Since I already have to count birds, I have been keeping track of shells fired out of curiosity. So far this year I have shot 86 doves and two pigeons with the expenditure of 254 shells. That is an average of 2.88 shells per bird, and I’ll take it. It includes one very good day in the field when I shot a 15-bird limit with 23 shells as well as the rainy evening I shot 3 doves with 21 shells as they came zooming in by the flock to a roost in Missouri. Actually if you throw out those two hunts as outliers, I am still right at one bird per three shells for the year.
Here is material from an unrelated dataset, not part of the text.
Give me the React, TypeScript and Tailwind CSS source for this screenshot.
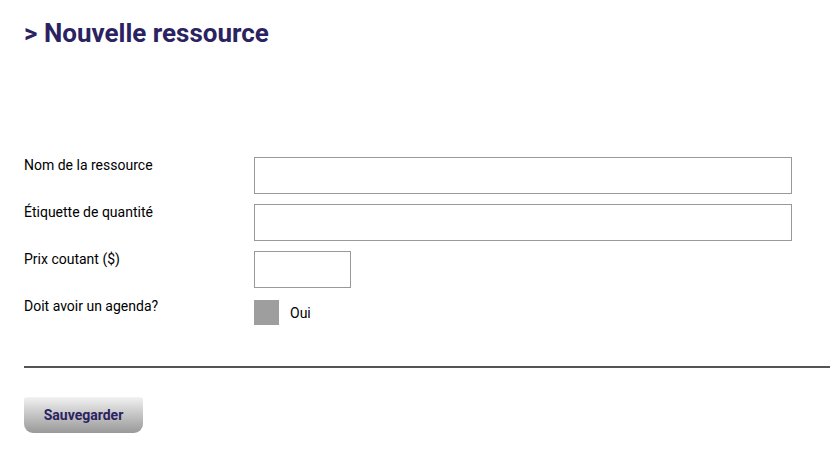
export default function App() {
  const fields = [
    { label: "Nom de la ressource", width: "w-[538px]" },
    { label: "Étiquette de quantité", width: "w-[538px]" },
    { label: "Prix coutant ($)", width: "w-[97px]" },
  ];

  return (
    <div className="min-h-screen bg-white font-['Roboto',sans-serif] text-[14px] text-black">
      <div className="pl-6 pt-[17px]">
        <h1 className="text-[26px] font-bold leading-[32px] text-[#2b2361]">&gt; Nouvelle ressource</h1>

        <form className="mt-[108px]" onSubmit={(e) => e.preventDefault()}>
          <div className="flex flex-col gap-[10px]">
            {fields.map((f) => (
              <div key={f.label} className="flex items-start">
                <label className="w-[230px] leading-[16px]">{f.label}</label>
                <input
                  type="text"
                  className={`h-[37px] ${f.width} border border-[#999] bg-white outline-none`}
                />
              </div>
            ))}
            <div className="flex items-start">
              <label className="w-[230px] leading-[16px]">Doit avoir un agenda?</label>
              <div className="mt-[2px] flex items-center gap-[11px]">
                <span className="block h-[25px] w-[25px] bg-[#9e9e9e]" />
                <span className="leading-[16px]">Oui</span>
              </div>
            </div>
          </div>

          <hr className="mt-[41px] border-0 border-t-2 border-[#555]" />

          <button
            type="submit"
            className="mt-[29px] h-[36px] w-[119px] rounded-t-[3px] rounded-b-[9px] bg-gradient-to-b from-[#f2f2f2] to-[#999] text-[14px] font-bold text-[#2b2361]"
          >
            Sauvegarder
          </button>
        </form>
      </div>
    </div>
  );
}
I try to be careful with the shots I choose. I am not trying to protect my average but to keep my crippling losses to a minimum. I want doves close, and I want to shoot them so they fall where I can easily retrieve them. Yesterday, however, hunting a very bare cut cornfield where birds were easy to find and knowing we had a Lab on hand in case I screwed up, I loosened up on my shot selection. I missed a lot, made some long shots and generally had a blast ruining my bird-to-shell ratio (eight doves and a pigeon with 45 shots). And, I lost no doves and never needed the dog’s help. While my bird-to-shell average is sort of fun to track, what I am proud of is that I have had only two doves hit the ground that I couldn’t retrieve this year. That, I suspect, is well above average and a topic for a more serious post on another occasion.

Anyway during yesterday’s hunt as I blazed away happily I was reminded of something Winchester’s Mike Jordan, one of the great shots I have hunted with, said once when I asked him about shooting a limit of doves inside a box (a limit with 25 shells or less): “Who cares? Shooting your gun is fun. Why brag about all the fun you didn’t have?”

Exactly. Of course, Mike worked for an ammunition company. Even so, he had a point.